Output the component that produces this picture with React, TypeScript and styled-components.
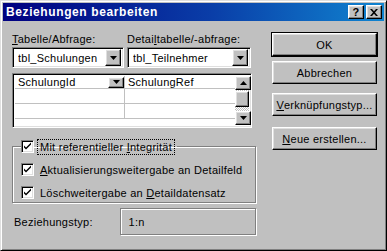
import React from "react";
import styled, { createGlobalStyle, css } from "styled-components";

const GlobalStyle = createGlobalStyle`
    html, body {
        margin: 0;
        padding: 0;
        background: #c0c0c0;
    }
    * {
        box-sizing: border-box;
    }
`;

const raised = css`
    border: 1px solid;
    border-color: #ffffff #000000 #000000 #ffffff;
    box-shadow: inset -1px -1px 0 #808080, inset 1px 1px 0 #dfdfdf;
    background: #c0c0c0;
`;

const sunken = css`
    border: 1px solid;
    border-color: #808080 #ffffff #ffffff #808080;
    box-shadow: inset 1px 1px 0 #000000, inset -1px -1px 0 #dfdfdf;
`;

const Window = styled.div`
    width: 387px;
    height: 251px;
    display: flex;
    flex-direction: column;
    padding: 2px;
    background: #c0c0c0;
    border: 1px solid;
    border-color: #dfdfdf #000000 #000000 #dfdfdf;
    box-shadow: inset 1px 1px 0 #ffffff, inset -1px -1px 0 #808080;
    font-family: "Liberation Sans", Arial, sans-serif;
    font-size: 11px;
    letter-spacing: 0.25px;
    color: #000000;
`;

const TitleBar = styled.div`
    height: 18px;
    display: flex;
    align-items: center;
    padding: 0 2px 0 3px;
    background: linear-gradient(90deg, #000080 0%, #0a3ea8 55%, #1084d0 100%);
    color: #ffffff;
`;

const TitleText = styled.div`
    flex: 1;
    font-weight: bold;
    font-size: 12px;
    letter-spacing: 0.6px;
`;

const TitleButton = styled.div<{ $gap?: number }>`
    ${raised};
    width: 16px;
    height: 14px;
    margin-left: ${(p) => p.$gap ?? 0}px;
    display: flex;
    align-items: center;
    justify-content: center;
    color: #000000;
    font-weight: bold;
    font-size: 11px;
    line-height: 1;
`;

const Content = styled.div`
    flex: 1;
    display: flex;
    padding: 12px 0 0 9px;
    gap: 16px;
`;

const LeftColumn = styled.div`
    width: 244px;
    display: flex;
    flex-direction: column;
`;

const TopGrid = styled.div`
    display: grid;
    grid-template-columns: 112px 124px;
    column-gap: 3px;
    row-gap: 1px;
`;

const Label = styled.div`
    height: 13px;
    line-height: 13px;
    white-space: nowrap;
`;

const Combo = styled.div`
    ${sunken};
    height: 21px;
    background: #ffffff;
    display: flex;
    align-items: center;
    padding: 2px 2px 2px 5px;
`;

const ComboText = styled.div`
    flex: 1;
    white-space: nowrap;
    overflow: hidden;
`;

const ArrowButton = styled.div<{ $h?: number }>`
    ${raised};
    width: 16px;
    height: ${(p) => p.$h ?? 17}px;
    display: flex;
    align-items: center;
    justify-content: center;
    flex-shrink: 0;
`;

const FieldTable = styled.div`
    ${sunken};
    margin-top: 5px;
    width: 240px;
    height: 55px;
    background: #ffffff;
    display: flex;
    padding: 2px;
`;

const Rows = styled.div`
    flex: 1;
    display: flex;
    flex-direction: column;
`;

const Row = styled.div<{ $h: number }>`
    height: ${(p) => p.$h}px;
    flex-shrink: 0;
    display: grid;
    grid-template-columns: 110px 1fr;
    border-bottom: 1px solid #c0c0c0;
`;

const Cell = styled.div<{ $first?: boolean }>`
    display: flex;
    align-items: center;
    padding-left: 3px;
    white-space: nowrap;
    border-right: ${(p) => (p.$first ? "1px solid #c0c0c0" : "none")};
`;

const CellText = styled.div`
    flex: 1;
`;

const ScrollBar = styled.div`
    width: 14px;
    display: flex;
    flex-direction: column;
    background-color: #e0e0e0;
    background-image: repeating-conic-gradient(#c0c0c0 0 25%, #ffffff 0 50%);
    background-size: 2px 2px;
`;

const ScrollThumb = styled.div`
    ${raised};
    height: 16px;
    margin-top: 1px;
`;

const Spacer = styled.div`
    flex: 1;
`;

const Group = styled.fieldset`
    margin: 10px 0 0 0;
    padding: 0 0 0 8px;
    min-width: 0;
    width: 244px;
    height: 65px;
    border: 1px solid #808080;
    box-shadow: 1px 1px 0 #ffffff, inset 1px 1px 0 #ffffff;
    display: flex;
    flex-direction: column;
`;

const Legend = styled.legend`
    padding: 0 2px 0 0;
    margin-left: 0;
    display: flex;
    align-items: center;
    height: 17px;
`;

const CheckRow = styled.div<{ $top?: number }>`
    display: flex;
    align-items: center;
    height: 13px;
    margin-top: ${(p) => p.$top ?? 0}px;
`;

const CheckBox = styled.div`
    ${sunken};
    width: 13px;
    height: 13px;
    background: #ffffff;
    display: flex;
    align-items: center;
    justify-content: center;
    flex-shrink: 0;
`;

const CheckLabel = styled.div<{ $focus?: boolean }>`
    margin-left: 3px;
    padding: 0 2px;
    line-height: 14px;
    white-space: nowrap;
    border: 1px ${(p) => (p.$focus ? "dotted #000000" : "solid transparent")};
`;

const TypeRow = styled.div`
    margin-top: 5px;
    display: flex;
    align-items: center;
    height: 27px;
`;

const TypeLabel = styled.div`
    width: 108px;
    padding-left: 2px;
`;

const TypeBox = styled.div`
    width: 137px;
    height: 27px;
    border: 1px solid #808080;
    box-shadow: 1px 1px 0 #ffffff, inset 1px 1px 0 #ffffff;
    display: flex;
    align-items: center;
    padding-left: 8px;
`;

const RightColumn = styled.div`
    width: 105px;
    display: flex;
    flex-direction: column;
`;

const DialogButton = styled.div<{ $default?: boolean; $top?: number }>`
    ${raised};
    height: 23px;
    margin-top: ${(p) => p.$top ?? 0}px;
    display: flex;
    align-items: center;
    justify-content: center;
    white-space: nowrap;
    ${(p) =>
        p.$default &&
        css`
            box-shadow: inset -1px -1px 0 #808080, inset 1px 1px 0 #dfdfdf, 0 0 0 1px #000000;
        `}
`;

const U = styled.span`
    text-decoration: underline;
`;

const DownArrow = () => (
    <svg width="7" height="4" viewBox="0 0 7 4">
        <path d="M0 0h7L3.5 4z" fill="#000000" />
    </svg>
);

const UpArrow = () => (
    <svg width="7" height="4" viewBox="0 0 7 4">
        <path d="M0 4h7L3.5 0z" fill="#000000" />
    </svg>
);

const Check = () => (
    <svg width="9" height="9" viewBox="0 0 9 9">
        <path d="M1 3.5l2 2 5-5v2l-5 5-2-2z" fill="#000000" />
    </svg>
);

const CloseGlyph = () => (
    <svg width="8" height="7" viewBox="0 0 8 7">
        <path d="M0 0h2l2 2.2L6 0h2L5 3.5 8 7H6L4 4.8 2 7H0l3-3.5z" fill="#000000" />
    </svg>
);

export default function App() {
    return (
        <>
            <GlobalStyle />
            <Window>
                <TitleBar>
                    <TitleText>Beziehungen bearbeiten</TitleText>
                    <TitleButton>?</TitleButton>
                    <TitleButton $gap={2}>
                        <CloseGlyph />
                    </TitleButton>
                </TitleBar>
                <Content>
                    <LeftColumn>
                        <TopGrid>
                            <Label>
                                <U>T</U>abelle/Abfrage:
                            </Label>
                            <Label>
                                Detai<U>l</U>tabelle/-abfrage:
                            </Label>
                            <Combo>
                                <ComboText>tbl_Schulungen</ComboText>
                                <ArrowButton>
                                    <DownArrow />
                                </ArrowButton>
                            </Combo>
                            <Combo>
                                <ComboText>tbl_Teilnehmer</ComboText>
                                <ArrowButton>
                                    <DownArrow />
                                </ArrowButton>
                            </Combo>
                        </TopGrid>

                        <FieldTable>
                            <Rows>
                                <Row $h={13}>
                                    <Cell $first>
                                        <CellText>SchulungId</CellText>
                                        <ArrowButton $h={11}>
                                            <DownArrow />
                                        </ArrowButton>
                                    </Cell>
                                    <Cell>SchulungRef</Cell>
                                </Row>
                                <Row $h={15}>
                                    <Cell $first />
                                    <Cell />
                                </Row>
                                <Row $h={15}>
                                    <Cell $first />
                                    <Cell />
                                </Row>
                            </Rows>
                            <ScrollBar>
                                <ArrowButton $h={14}>
                                    <UpArrow />
                                </ArrowButton>
                                <ScrollThumb />
                                <Spacer />
                                <ArrowButton $h={14}>
                                    <DownArrow />
                                </ArrowButton>
                            </ScrollBar>
                        </FieldTable>

                        <Group>
                            <Legend>
                                <CheckBox>
                                    <Check />
                                </CheckBox>
                                <CheckLabel $focus>
                                    Mit referentieller <U>I</U>ntegrität
                                </CheckLabel>
                            </Legend>
                            <CheckRow $top={8}>
                                <CheckBox>
                                    <Check />
                                </CheckBox>
                                <CheckLabel>
                                    <U>A</U>ktualisierungsweitergabe an Detailfeld
                                </CheckLabel>
                            </CheckRow>
                            <CheckRow $top={10}>
                                <CheckBox>
                                    <Check />
                                </CheckBox>
                                <CheckLabel>
                                    Löschweitergabe an <U>D</U>etaildatensatz
                                </CheckLabel>
                            </CheckRow>
                        </Group>

                        <TypeRow>
                            <TypeLabel>Beziehungstyp:</TypeLabel>
                            <TypeBox>1:n</TypeBox>
                        </TypeRow>
                    </LeftColumn>

                    <RightColumn>
                        <DialogButton $default>OK</DialogButton>
                        <DialogButton $top={5}>Abbrechen</DialogButton>
                        <DialogButton $top={9}>
                            <U>V</U>erknüpfungstyp...
                        </DialogButton>
                        <DialogButton $top={11}>
                            <U>N</U>eue erstellen...
                        </DialogButton>
                    </RightColumn>
                </Content>
            </Window>
        </>
    );
}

REQUIREMENTS: Tally the lines of the material above that contain the word "components" and report the total alone.

EXERCISE RESULT: 2